The middle term is the squared bias, which characterises the difference between the averages of the estimate and the true values. A model with high bias is not capturing the underlying behaviour of the true functional form well. One can imagine the situation where a linear regression is used to model a sine curve (as above). No matter how well "fit" to the data the model is, it will never capture the non-linearity inherant in a sine curve.

The final term is known as the irreducible error. It is the minimum lower bound for the test MSE. Since we only ever have access to the training data points (including the randomness associated with the $\epsilon$ values) we can't ever hope to get a "more accurate" fit than what the variance of the residuals offer.

Generally, as flexibility increases we see an increase in variance and a decrease in bias. However it is the relative rate of change between these two factors that determines whether the expected test MSE increases or decreases.

As flexibility is increased the bias will tend to drop quickly (faster than the variance can increase) and so we see a drop in test MSE. However, as flexibility increases further, there is less reduction in bias (because the flexibility of the model can fit the training data easily) and instead the variance rapidly increases, due to the model being overfit.

Our ultimate goal in machine learning is to try and minimise the expected test MSE, that is we must choose a statistical machine learning model that simultaneously has low variance and low bias.

In order to estimate the expected test MSE, we can use techniques such as cross-validation. Such techniques will be the subject of future articles.

If you wish to gain a more mathematically precise definition of the bias-variance tradeoff then you can read the next section.

A More Mathematical Explanation

We've now qualitatively outlined the issues surrounding model flexibility, bias and variance. In the following box we are going to carry out a mathematical decomposition of the expected prediction error for a particular model estimate, $\hat{f}(X)$ with prediction vector $X=x_0$ using the latter of our loss functions, the squared-error loss:

The definition of the squared error loss, at the prediction point $X_0$, is given by:

\begin{eqnarray} \text{Err} (X_0) = \mathbb{E} \left[ \left( Y - \hat{f}(X_0) \right)^2 | X = X_0 \right] \end{eqnarray}

However, we can expand the expectation on the right hand side into three terms:

\begin{eqnarray} \text{Err} (X_0) = \sigma^{2}_{\epsilon} + \left[ \mathbb{E} \hat{f} (X_0) - f(X_0)\right]^2 + \mathbb{E} \left[ \hat{f}(X_0) - \mathbb{E} \hat{f}(X_0) \right]^2 \end{eqnarray}

The first term on the RHS is known as the irreducible error. It is the lower bound on the possible expected prediction error.

The middle term is the squared bias and represents the difference in the average value of all predictions at $X_0$, across all possible training sets, and the true mean value of the underlying function at $X_0$.
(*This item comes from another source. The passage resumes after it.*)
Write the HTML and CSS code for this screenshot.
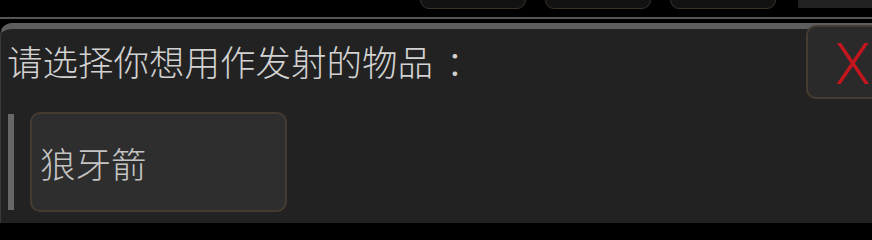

This can be thought of as the error introduced by the model in not representing the underlying behaviour of the true function. For example, using a linear model when the phenomena is inherently non-linear.

The third term is known as the variance. It characterises the error that is introduced as the model becomes more flexible, and thus more sensitive to variation across differing training sets, $\tau$.

\begin{eqnarray} \text{Err} (X_0) &=& \sigma^{2}_{\epsilon} + \text{Bias}^2 + \text{Var} (\hat{f}(X_0))\\ &=& \text{Irreducible Error} + \text{Bias}^2 + \text{Variance} \end{eqnarray}

It is important to remember that $\sigma^{2}_\epsilon$ represents an absolute lower bound on the expected prediction error. While the expected training error can be reduced monotonically to zero (just by increasing model flexibility), the expected prediction error will always be at least the irreducible error, even if the squared bias and variance are both zero.

In future articles we will consider means of estimating the expected test MSE, via resampling techniques such as cross-validation. In addition we will consider how the situation differs when considering categorical classification problems.